### PROBLEM DESCRIPTION
Repeat all of the material below exactly as written, images excluded.

### DATA
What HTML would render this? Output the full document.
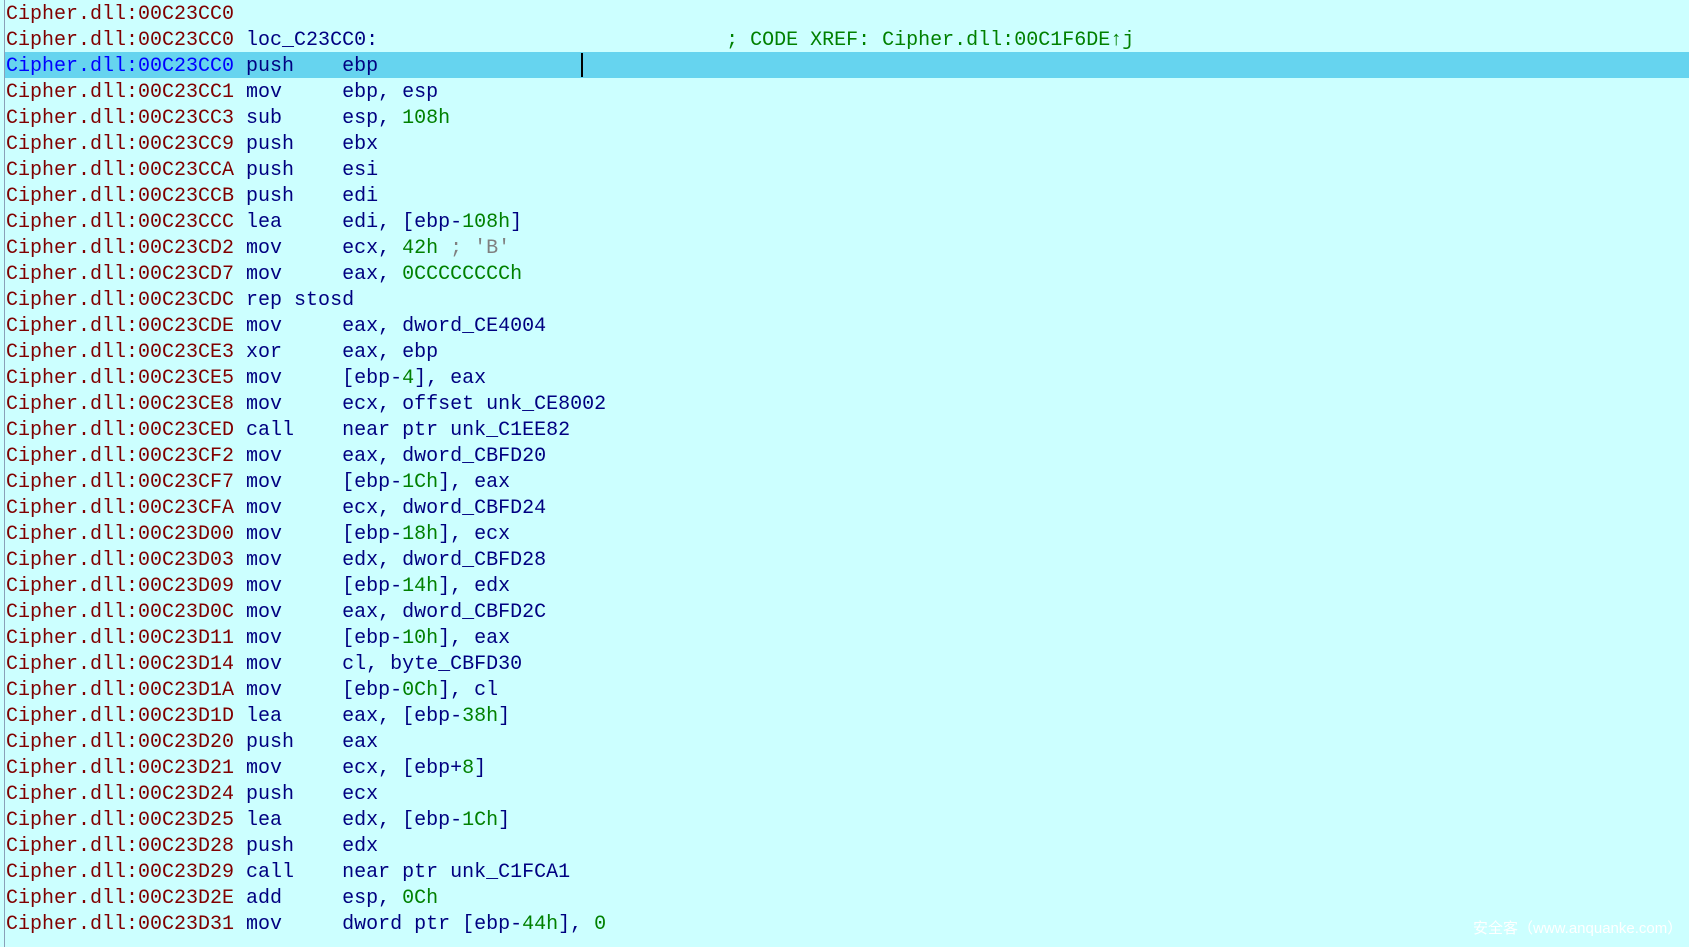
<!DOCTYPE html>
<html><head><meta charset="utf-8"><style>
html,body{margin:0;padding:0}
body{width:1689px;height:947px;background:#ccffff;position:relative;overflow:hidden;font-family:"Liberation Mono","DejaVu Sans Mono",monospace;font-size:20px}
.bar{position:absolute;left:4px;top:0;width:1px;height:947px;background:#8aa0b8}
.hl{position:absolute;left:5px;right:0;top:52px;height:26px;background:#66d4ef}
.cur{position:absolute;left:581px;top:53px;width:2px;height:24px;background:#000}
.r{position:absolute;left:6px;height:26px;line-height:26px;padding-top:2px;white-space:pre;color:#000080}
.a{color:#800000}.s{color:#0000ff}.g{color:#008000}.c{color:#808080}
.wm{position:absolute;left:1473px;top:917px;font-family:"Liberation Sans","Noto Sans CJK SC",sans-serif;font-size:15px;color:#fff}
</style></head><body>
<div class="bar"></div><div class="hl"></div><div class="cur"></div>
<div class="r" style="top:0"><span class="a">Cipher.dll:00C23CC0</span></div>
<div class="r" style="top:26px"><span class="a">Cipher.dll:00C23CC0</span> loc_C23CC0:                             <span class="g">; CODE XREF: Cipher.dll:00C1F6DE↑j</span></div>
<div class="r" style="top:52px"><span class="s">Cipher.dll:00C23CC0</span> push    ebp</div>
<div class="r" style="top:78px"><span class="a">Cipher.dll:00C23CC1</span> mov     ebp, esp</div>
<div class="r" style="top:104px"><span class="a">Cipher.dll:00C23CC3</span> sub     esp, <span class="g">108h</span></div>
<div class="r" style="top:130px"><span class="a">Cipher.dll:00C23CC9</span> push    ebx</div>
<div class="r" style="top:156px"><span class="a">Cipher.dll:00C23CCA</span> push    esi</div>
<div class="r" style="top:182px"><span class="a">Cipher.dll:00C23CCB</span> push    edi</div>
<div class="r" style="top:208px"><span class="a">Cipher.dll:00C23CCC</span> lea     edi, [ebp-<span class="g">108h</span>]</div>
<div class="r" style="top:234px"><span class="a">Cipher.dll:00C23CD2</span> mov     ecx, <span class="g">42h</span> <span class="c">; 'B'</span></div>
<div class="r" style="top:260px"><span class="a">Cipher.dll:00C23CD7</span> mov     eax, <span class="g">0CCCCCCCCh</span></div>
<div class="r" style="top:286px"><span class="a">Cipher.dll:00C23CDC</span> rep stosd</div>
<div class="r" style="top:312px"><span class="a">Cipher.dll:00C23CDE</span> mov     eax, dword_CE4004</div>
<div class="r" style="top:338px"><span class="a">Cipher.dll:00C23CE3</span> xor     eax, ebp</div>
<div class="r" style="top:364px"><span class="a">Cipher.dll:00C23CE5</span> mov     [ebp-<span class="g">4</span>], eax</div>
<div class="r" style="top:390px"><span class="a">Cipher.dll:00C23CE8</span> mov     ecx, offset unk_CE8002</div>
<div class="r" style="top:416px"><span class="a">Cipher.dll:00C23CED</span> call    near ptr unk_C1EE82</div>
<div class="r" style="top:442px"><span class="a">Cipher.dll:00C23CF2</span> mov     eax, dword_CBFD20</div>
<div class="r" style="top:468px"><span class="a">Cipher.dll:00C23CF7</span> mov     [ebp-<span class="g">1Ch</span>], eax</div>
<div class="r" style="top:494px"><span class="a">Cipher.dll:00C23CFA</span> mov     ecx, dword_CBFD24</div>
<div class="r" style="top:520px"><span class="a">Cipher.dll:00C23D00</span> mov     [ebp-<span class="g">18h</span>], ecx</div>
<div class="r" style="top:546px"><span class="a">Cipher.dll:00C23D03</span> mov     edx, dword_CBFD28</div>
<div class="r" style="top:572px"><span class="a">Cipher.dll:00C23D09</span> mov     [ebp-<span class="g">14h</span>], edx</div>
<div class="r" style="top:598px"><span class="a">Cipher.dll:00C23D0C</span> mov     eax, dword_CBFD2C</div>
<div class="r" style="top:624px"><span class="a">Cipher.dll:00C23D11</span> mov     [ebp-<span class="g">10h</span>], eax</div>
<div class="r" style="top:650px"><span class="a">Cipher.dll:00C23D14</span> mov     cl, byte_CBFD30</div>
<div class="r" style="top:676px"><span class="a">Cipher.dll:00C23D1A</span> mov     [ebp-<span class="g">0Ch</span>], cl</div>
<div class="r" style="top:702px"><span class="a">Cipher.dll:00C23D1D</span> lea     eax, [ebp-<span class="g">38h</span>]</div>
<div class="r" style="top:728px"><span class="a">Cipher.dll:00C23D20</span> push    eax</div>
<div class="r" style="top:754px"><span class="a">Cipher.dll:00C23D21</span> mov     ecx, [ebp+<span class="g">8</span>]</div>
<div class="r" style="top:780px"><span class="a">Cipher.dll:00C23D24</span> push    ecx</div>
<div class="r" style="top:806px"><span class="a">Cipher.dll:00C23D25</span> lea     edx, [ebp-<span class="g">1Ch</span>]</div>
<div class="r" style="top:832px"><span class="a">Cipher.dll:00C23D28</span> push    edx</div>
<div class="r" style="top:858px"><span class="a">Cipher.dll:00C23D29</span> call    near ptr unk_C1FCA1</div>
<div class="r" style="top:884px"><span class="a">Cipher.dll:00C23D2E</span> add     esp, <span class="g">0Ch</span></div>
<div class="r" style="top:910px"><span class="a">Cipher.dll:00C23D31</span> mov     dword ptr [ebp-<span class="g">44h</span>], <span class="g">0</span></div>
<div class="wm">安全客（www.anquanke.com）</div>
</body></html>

### RESPONSE TO THE TASK
What HTML would render this? Output the full document.
<!DOCTYPE html>
<html><head><meta charset="utf-8"><style>
html,body{margin:0;padding:0}
body{width:1689px;height:947px;background:#ccffff;position:relative;overflow:hidden;font-family:"Liberation Mono","DejaVu Sans Mono",monospace;font-size:20px}
.bar{position:absolute;left:4px;top:0;width:1px;height:947px;background:#8aa0b8}
.hl{position:absolute;left:5px;right:0;top:52px;height:26px;background:#66d4ef}
.cur{position:absolute;left:581px;top:53px;width:2px;height:24px;background:#000}
.r{position:absolute;left:6px;height:26px;line-height:26px;padding-top:2px;white-space:pre;color:#000080}
.a{color:#800000}.s{color:#0000ff}.g{color:#008000}.c{color:#808080}
.wm{position:absolute;left:1473px;top:917px;font-family:"Liberation Sans","Noto Sans CJK SC",sans-serif;font-size:15px;color:#fff}
</style></head><body>
<div class="bar"></div><div class="hl"></div><div class="cur"></div>
<div class="r" style="top:0"><span class="a">Cipher.dll:00C23CC0</span></div>
<div class="r" style="top:26px"><span class="a">Cipher.dll:00C23CC0</span> loc_C23CC0:                             <span class="g">; CODE XREF: Cipher.dll:00C1F6DE↑j</span></div>
<div class="r" style="top:52px"><span class="s">Cipher.dll:00C23CC0</span> push    ebp</div>
<div class="r" style="top:78px"><span class="a">Cipher.dll:00C23CC1</span> mov     ebp, esp</div>
<div class="r" style="top:104px"><span class="a">Cipher.dll:00C23CC3</span> sub     esp, <span class="g">108h</span></div>
<div class="r" style="top:130px"><span class="a">Cipher.dll:00C23CC9</span> push    ebx</div>
<div class="r" style="top:156px"><span class="a">Cipher.dll:00C23CCA</span> push    esi</div>
<div class="r" style="top:182px"><span class="a">Cipher.dll:00C23CCB</span> push    edi</div>
<div class="r" style="top:208px"><span class="a">Cipher.dll:00C23CCC</span> lea     edi, [ebp-<span class="g">108h</span>]</div>
<div class="r" style="top:234px"><span class="a">Cipher.dll:00C23CD2</span> mov     ecx, <span class="g">42h</span> <span class="c">; 'B'</span></div>
<div class="r" style="top:260px"><span class="a">Cipher.dll:00C23CD7</span> mov     eax, <span class="g">0CCCCCCCCh</span></div>
<div class="r" style="top:286px"><span class="a">Cipher.dll:00C23CDC</span> rep stosd</div>
<div class="r" style="top:312px"><span class="a">Cipher.dll:00C23CDE</span> mov     eax, dword_CE4004</div>
<div class="r" style="top:338px"><span class="a">Cipher.dll:00C23CE3</span> xor     eax, ebp</div>
<div class="r" style="top:364px"><span class="a">Cipher.dll:00C23CE5</span> mov     [ebp-<span class="g">4</span>], eax</div>
<div class="r" style="top:390px"><span class="a">Cipher.dll:00C23CE8</span> mov     ecx, offset unk_CE8002</div>
<div class="r" style="top:416px"><span class="a">Cipher.dll:00C23CED</span> call    near ptr unk_C1EE82</div>
<div class="r" style="top:442px"><span class="a">Cipher.dll:00C23CF2</span> mov     eax, dword_CBFD20</div>
<div class="r" style="top:468px"><span class="a">Cipher.dll:00C23CF7</span> mov     [ebp-<span class="g">1Ch</span>], eax</div>
<div class="r" style="top:494px"><span class="a">Cipher.dll:00C23CFA</span> mov     ecx, dword_CBFD24</div>
<div class="r" style="top:520px"><span class="a">Cipher.dll:00C23D00</span> mov     [ebp-<span class="g">18h</span>], ecx</div>
<div class="r" style="top:546px"><span class="a">Cipher.dll:00C23D03</span> mov     edx, dword_CBFD28</div>
<div class="r" style="top:572px"><span class="a">Cipher.dll:00C23D09</span> mov     [ebp-<span class="g">14h</span>], edx</div>
<div class="r" style="top:598px"><span class="a">Cipher.dll:00C23D0C</span> mov     eax, dword_CBFD2C</div>
<div class="r" style="top:624px"><span class="a">Cipher.dll:00C23D11</span> mov     [ebp-<span class="g">10h</span>], eax</div>
<div class="r" style="top:650px"><span class="a">Cipher.dll:00C23D14</span> mov     cl, byte_CBFD30</div>
<div class="r" style="top:676px"><span class="a">Cipher.dll:00C23D1A</span> mov     [ebp-<span class="g">0Ch</span>], cl</div>
<div class="r" style="top:702px"><span class="a">Cipher.dll:00C23D1D</span> lea     eax, [ebp-<span class="g">38h</span>]</div>
<div class="r" style="top:728px"><span class="a">Cipher.dll:00C23D20</span> push    eax</div>
<div class="r" style="top:754px"><span class="a">Cipher.dll:00C23D21</span> mov     ecx, [ebp+<span class="g">8</span>]</div>
<div class="r" style="top:780px"><span class="a">Cipher.dll:00C23D24</span> push    ecx</div>
<div class="r" style="top:806px"><span class="a">Cipher.dll:00C23D25</span> lea     edx, [ebp-<span class="g">1Ch</span>]</div>
<div class="r" style="top:832px"><span class="a">Cipher.dll:00C23D28</span> push    edx</div>
<div class="r" style="top:858px"><span class="a">Cipher.dll:00C23D29</span> call    near ptr unk_C1FCA1</div>
<div class="r" style="top:884px"><span class="a">Cipher.dll:00C23D2E</span> add     esp, <span class="g">0Ch</span></div>
<div class="r" style="top:910px"><span class="a">Cipher.dll:00C23D31</span> mov     dword ptr [ebp-<span class="g">44h</span>], <span class="g">0</span></div>
<div class="wm">安全客（www.anquanke.com）</div>
</body></html>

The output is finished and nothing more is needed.